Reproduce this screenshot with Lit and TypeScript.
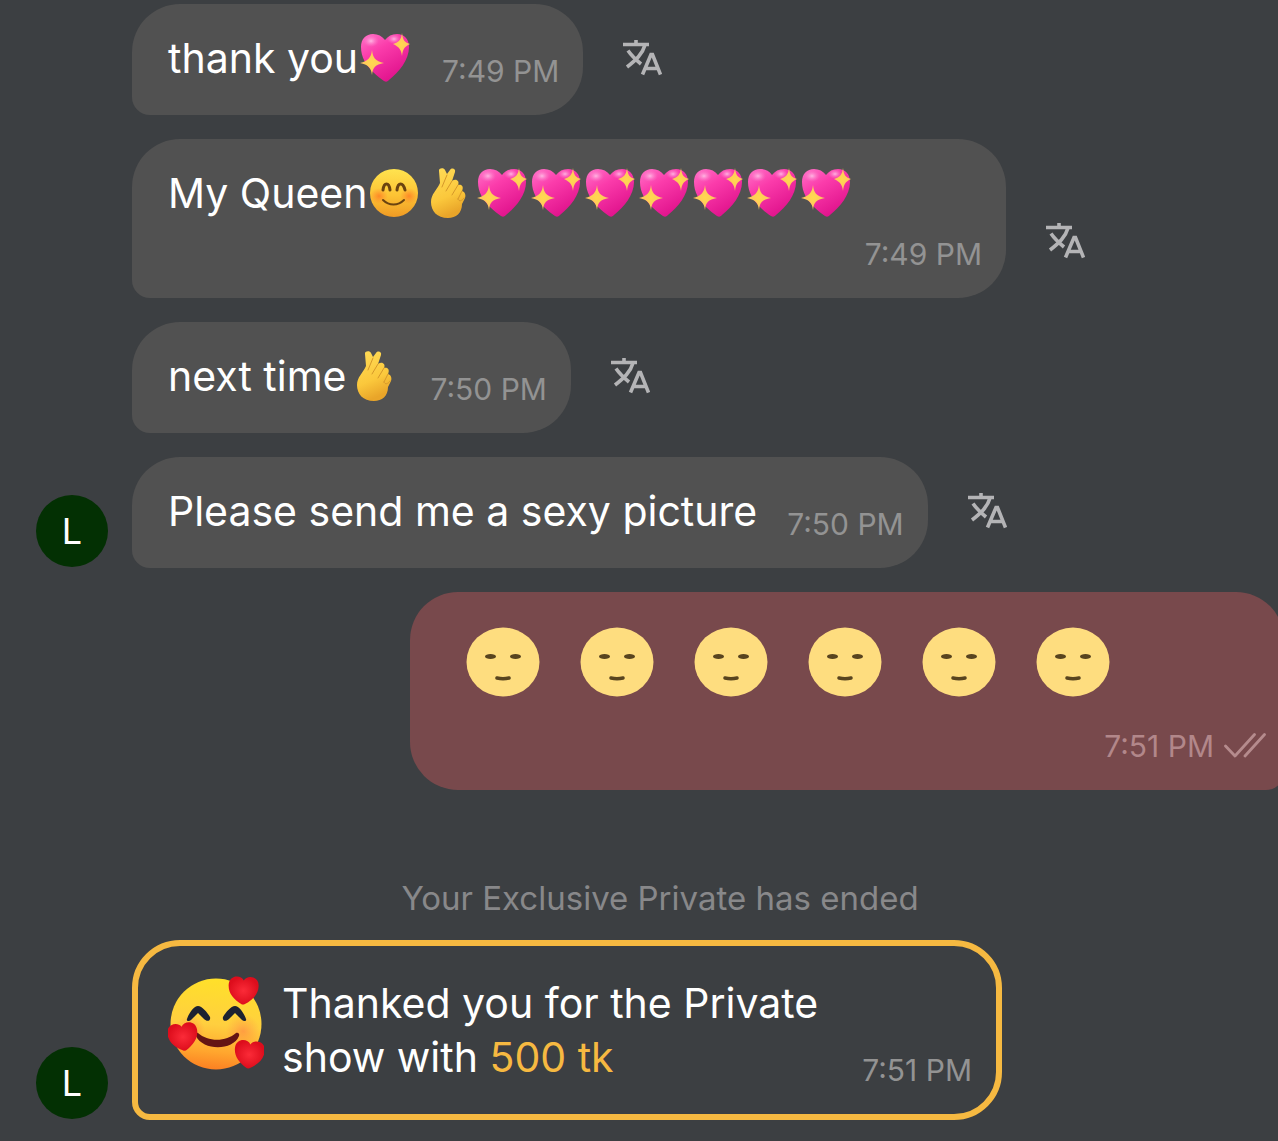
import { LitElement, html, svg, css, nothing } from "lit";
import { customElement, property } from "lit/decorators.js";

type EmojiName = "heart" | "smile" | "fingers" | "blank" | "adore";

interface Message {
  text?: string;
  emoji?: EmojiName[];
  time: string;
  avatar?: string;
  wide?: boolean;
}

const HEART = "M15 5C12-1 0 0 0 10c0 8 5 14 14 19h2c9-5 14-11 14-19C30 0 18-1 15 5z";
const BROW = "M19 43C21 37 26 30 30 30C34 30 39 36 42 41C43 45 39 46 36 43L30 37L23 44C21 46 18 45 19 43z";

const drawings: Record<EmojiName, { box: string; label: string; art: unknown }> = {
  heart: {
    box: "0 0 54 54",
    label: "sparkling heart",
    art: svg`
      <defs>
        <linearGradient id="pink" x1="0" y1="0" x2="0.6" y2="1">
          <stop offset="0" stop-color="#ff74c8" />
          <stop offset="0.4" stop-color="#fb3cab" />
          <stop offset="1" stop-color="#e0128c" />
        </linearGradient>
        <radialGradient id="shine">
          <stop offset="0" stop-color="#ffc0e6" stop-opacity="0.9" />
          <stop offset="1" stop-color="#ff7ccb" stop-opacity="0" />
        </radialGradient>
        <radialGradient id="star">
          <stop offset="0" stop-color="#ffd94e" />
          <stop offset="1" stop-color="#ffc163" />
        </radialGradient>
      </defs>
      <path fill="url(#pink)" d="M27 9C24 5 20 3 15 3 8 3 3 8 3 16c0 10 5 18 12 25 4 4 8 7 11 9 2 1 3 1 5-1 10-8 20-20 20-33 0-8-5-13-12-13-5 0-9 2-12 6z" />
      <ellipse cx="13" cy="10" rx="8" ry="6" fill="url(#shine)" />
      <ellipse cx="36" cy="8" rx="7" ry="5" fill="url(#shine)" />
      <path fill="url(#star)" d="M14 19c1 8 3 11 12 13-9 2-11 4-12 12-1-8-4-10-12-12 8-2 11-5 12-13z" />
      <path fill="url(#star)" d="M44 2c1 7 2 9 8 11-6 3-7 5-8 12-1-7-3-9-9-12 6-2 8-4 9-11z" />
    `,
  },
  smile: {
    box: "0 0 54 54",
    label: "smiling face",
    art: svg`
      <defs>
        <linearGradient id="face" x1="0" y1="0" x2="0" y2="1">
          <stop offset="0" stop-color="#ffe34f" />
          <stop offset="0.55" stop-color="#fdc334" />
          <stop offset="1" stop-color="#ef9a24" />
        </linearGradient>
        <radialGradient id="blush">
          <stop offset="0" stop-color="#ff6a1f" stop-opacity="0.65" />
          <stop offset="1" stop-color="#ff7a2a" stop-opacity="0" />
        </radialGradient>
      </defs>
      <circle cx="27" cy="27" r="24" fill="url(#face)" />
      <ellipse cx="12" cy="30" rx="9" ry="8" fill="url(#blush)" />
      <ellipse cx="42" cy="30" rx="9" ry="8" fill="url(#blush)" />
      <g fill="none" stroke="#6b4310" stroke-linecap="round">
        <path stroke-width="3" d="M16 24c1-8 6-8 7 0M30 24c1-8 6-8 8 0" />
        <path stroke-width="2" d="M16 34c6 6 15 6 21 0" />
      </g>
    `,
  },
  fingers: {
    box: "0 0 54 54",
    label: "crossed fingers heart",
    art: svg`
      <defs>
        <linearGradient id="skin" x1="0" y1="0" x2="0.3" y2="1">
          <stop offset="0" stop-color="#ffdc58" />
          <stop offset="0.65" stop-color="#fbc83c" />
          <stop offset="1" stop-color="#e9a529" />
        </linearGradient>
      </defs>
      <path fill="url(#skin)" d="M18 5c-1-3 5-4 6-1l2 4 3-4c2-3 6-1 5 2l-3 9c4-3 8 0 6 4 4-1 6 2 4 6 3 1 4 4 3 7l-3 6c0 9-6 14-14 14-11 0-17-7-17-16 0-8 6-12 9-19z" />
      <g fill="none" stroke="#d6982a" stroke-linecap="round">
        <path d="M26 9l-5 12M31 15l-6 10M37 19l-6 10M41 25l-4 8M43 32c-2 3-5 4-6 1" />
      </g>
    `,
  },
  blank: {
    box: "0 0 74 70",
    label: "expressionless face",
    art: svg`
      <ellipse cx="37" cy="35" rx="36.5" ry="34.5" fill="#fedd7f" />
      <g fill="#58441f">
        <ellipse cx="24.5" cy="29.5" rx="5.5" ry="2.5" />
        <ellipse cx="49.5" cy="29.5" rx="5.5" ry="2.5" />
      </g>
      <path d="M31 51c4 1 8 1 12 0" fill="none" stroke="#58441f" stroke-width="3.5" stroke-linecap="round" />
    `,
  },
  adore: {
    box: "0 0 96 96",
    label: "smiling face with hearts",
    art: svg`
      <defs>
        <linearGradient id="gold" x1="0.5" y1="0" x2="0.4" y2="1">
          <stop offset="0" stop-color="#ffe02a" />
          <stop offset="0.5" stop-color="#ffcf3f" />
          <stop offset="0.8" stop-color="#ffa62e" />
          <stop offset="1" stop-color="#fb7f22" />
        </linearGradient>
        <radialGradient id="glow">
          <stop offset="0" stop-color="#ff7a45" stop-opacity="0.55" />
          <stop offset="1" stop-color="#ff8a45" stop-opacity="0" />
        </radialGradient>
        <radialGradient id="red">
          <stop offset="0" stop-color="#fb2b38" />
          <stop offset="1" stop-color="#dd0d1c" />
        </radialGradient>
      </defs>
      <circle cx="48" cy="48" r="45.5" fill="url(#gold)" />
      <circle cx="22" cy="54" r="15" fill="url(#glow)" />
      <circle cx="75" cy="55" r="17" fill="url(#glow)" />
      <g fill="#1d2231">
        <path d="${BROW}" />
        <path transform="translate(97 0) scale(-1 1)" d="${BROW}" />
      </g>
      <path fill="#641414" d="M30 57c10 9 28 9 38 0 2-1 4 1 3 3-6 15-36 15-43 0-1-2 0-4 2-3z" />
      <g fill="url(#red)">
        <path transform="translate(61 -1) rotate(2)" d="${HEART}" />
        <path transform="translate(-2 48) rotate(-8)" d="${HEART}" />
        <path transform="translate(68 62) rotate(6)" d="${HEART}" />
      </g>
    `,
  },
};

@customElement("chat-emoji")
class ChatEmoji extends LitElement {
  @property() name: EmojiName = "heart";

  static styles = css`
    :host {
      display: inline-block;
      width: 54px;
      height: 54px;
      vertical-align: top;
    }
    :host([name="blank"]) {
      width: 74px;
      height: 70px;
    }
    :host([name="adore"]) {
      width: 96px;
      height: 96px;
    }
    .art {
      display: block;
      width: 100%;
      height: 100%;
    }
  `;

  render() {
    const { box, label, art } = drawings[this.name];
    return html`<svg class="art" viewBox=${box} role="img" aria-label=${label}>${art}</svg>`;
  }
}

const received: Message[] = [
  { text: "thank you", emoji: ["heart"], time: "7:49 PM" },
  {
    text: "My Queen",
    emoji: ["smile", "fingers", "heart", "heart", "heart", "heart", "heart", "heart", "heart"],
    time: "7:49 PM",
    wide: true,
  },
  { text: "next time", emoji: ["fingers"], time: "7:50 PM" },
  { text: "Please send me a sexy picture", time: "7:50 PM", avatar: "L" },
];

const sent: Message = {
  emoji: ["blank", "blank", "blank", "blank", "blank", "blank"],
  time: "7:51 PM",
};

@customElement("app-root")
class AppRoot extends LitElement {
  static styles = css`
    :host {
      display: block;
      box-sizing: border-box;
      min-height: 100vh;
      overflow: hidden;
      padding: 4px 0 20px 36px;
      background: #3c3f42;
      color: #ffffff;
      font-family: Inter, Roboto, "Liberation Sans", sans-serif;
      font-size: 41px;
      line-height: 54px;
    }
    .thread {
      display: flex;
      flex-direction: column;
      gap: 24px;
      margin-right: -6px;
    }
    .row {
      display: flex;
      align-items: flex-end;
    }
    .row.own {
      justify-content: flex-end;
    }
    .slot {
      flex: none;
      width: 96px;
    }
    .avatar {
      display: flex;
      align-items: center;
      justify-content: center;
      width: 72px;
      height: 72px;
      margin-bottom: 1px;
      border-radius: 50%;
      background: #033003;
      font-size: 36px;
    }
    .bubble {
      box-sizing: border-box;
      display: flex;
      align-items: flex-end;
      gap: 30px;
      padding: 27px 24px 26px 36px;
      border-radius: 48px 48px 48px 18px;
      background: #515151;
    }
    .bubble.wide {
      flex-direction: column;
      gap: 12px;
      width: 874px;
    }
    .bubble.sent {
      flex-direction: column;
      justify-content: space-between;
      gap: 31px;
      width: 874px;
      padding: 35px 18px 26px 56px;
      border-radius: 48px 48px 18px 48px;
      background: #78494c;
    }
    .text {
      margin: 0;
      padding-bottom: 4px;
    }
    .bubble.wide .text,
    .faces {
      align-self: flex-start;
    }
    .faces {
      display: flex;
      gap: 40px;
    }
    .time {
      flex: none;
      color: #939393;
      font-size: 30px;
      line-height: 36px;
    }
    .sent .time {
      color: #b2878a;
    }
    .status {
      display: flex;
      align-items: center;
      gap: 10px;
    }
    .ticks {
      width: 42px;
      height: 26px;
      color: #b58b8d;
    }
    .translate {
      flex: none;
      margin: 0 0 39px 40px;
      padding: 0;
      border: 0;
      background: none;
      color: #b4b4b6;
      cursor: pointer;
    }
    .translate-icon {
      display: block;
      width: 39px;
      height: 36px;
    }
    .notice {
      margin: 64px 0 -2px;
      color: #88888a;
      font-size: 33px;
      line-height: 40px;
      text-align: center;
    }
    .bubble.thanks {
      gap: 18px;
      width: 870px;
      padding: 30px 24px 26px 30px;
      border: 6px solid #f6b941;
      background: none;
    }
    .thanks .text {
      flex: 1;
    }
    .thanks chat-emoji {
      flex: none;
      align-self: flex-start;
    }
    .amount {
      color: #f6b941;
    }
  `;

  private emoji(names: EmojiName[] = []) {
    return names.map((name) => html`<chat-emoji name=${name}></chat-emoji>`);
  }

  private avatar(letter?: string) {
    return html`<div class="slot">${letter ? html`<div class="avatar">${letter}</div>` : nothing}</div>`;
  }

  private translateButton() {
    return html`<button class="translate" type="button" aria-label="Translate">
      <svg class="translate-icon" viewBox="0 0 39 36" fill="none" stroke="currentColor" stroke-width="3.6">
        <path d="M0 4.5H26M13 0V5M22 5C19.5 14 13 20 4 27M5 10.5C8 15 12 19 18 24" />
        <path d="M19.5 34.5L28 14.5H29.5L37.5 34.5M22.5 28.5H35" />
      </svg>
    </button>`;
  }

  private message(m: Message) {
    return html`<div class="row">
      ${this.avatar(m.avatar)}
      <div class="bubble ${m.wide ? "wide" : ""}">
        <p class="text">${m.text}${this.emoji(m.emoji)}</p>
        <time class="time">${m.time}</time>
      </div>
      ${this.translateButton()}
    </div>`;
  }

  render() {
    return html`<main class="thread">
      ${received.map((m) => this.message(m))}
      <div class="row own">
        <div class="bubble sent">
          <div class="faces">${this.emoji(sent.emoji)}</div>
          <div class="status">
            <time class="time">${sent.time}</time>
            <svg class="ticks" viewBox="0 0 42 26" fill="none" stroke="currentColor" stroke-width="2.8" stroke-linecap="round" stroke-linejoin="round" role="img" aria-label="Read">
              <path d="M1.5 13L11 23L30.5 1.5M21 23L40.5 1.5" />
            </svg>
          </div>
        </div>
      </div>
      <p class="notice">Your Exclusive Private has ended</p>
      <div class="row">
        ${this.avatar("L")}
        <div class="bubble thanks">
          <chat-emoji name="adore"></chat-emoji>
          <p class="text">Thanked you for the Private show with <span class="amount">500 tk</span></p>
          <time class="time">7:51 PM</time>
        </div>
      </div>
    </main>`;
  }
}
-.-.-
Problem description ::
Repeat the listing above from its first line through the line that contains "43C21 37 26", both included, and nothing more. Drop the pictures.

Written answer ::
Reproduce this screenshot with Lit and TypeScript.
import { LitElement, html, svg, css, nothing } from "lit";
import { customElement, property } from "lit/decorators.js";

type EmojiName = "heart" | "smile" | "fingers" | "blank" | "adore";

interface Message {
  text?: string;
  emoji?: EmojiName[];
  time: string;
  avatar?: string;
  wide?: boolean;
}

const HEART = "M15 5C12-1 0 0 0 10c0 8 5 14 14 19h2c9-5 14-11 14-19C30 0 18-1 15 5z";
const BROW = "M19 43C21 37 26 30 30 30C34 30 39 36 42 41C43 45 39 46 36 43L30 37L23 44C21 46 18 45 19 43z";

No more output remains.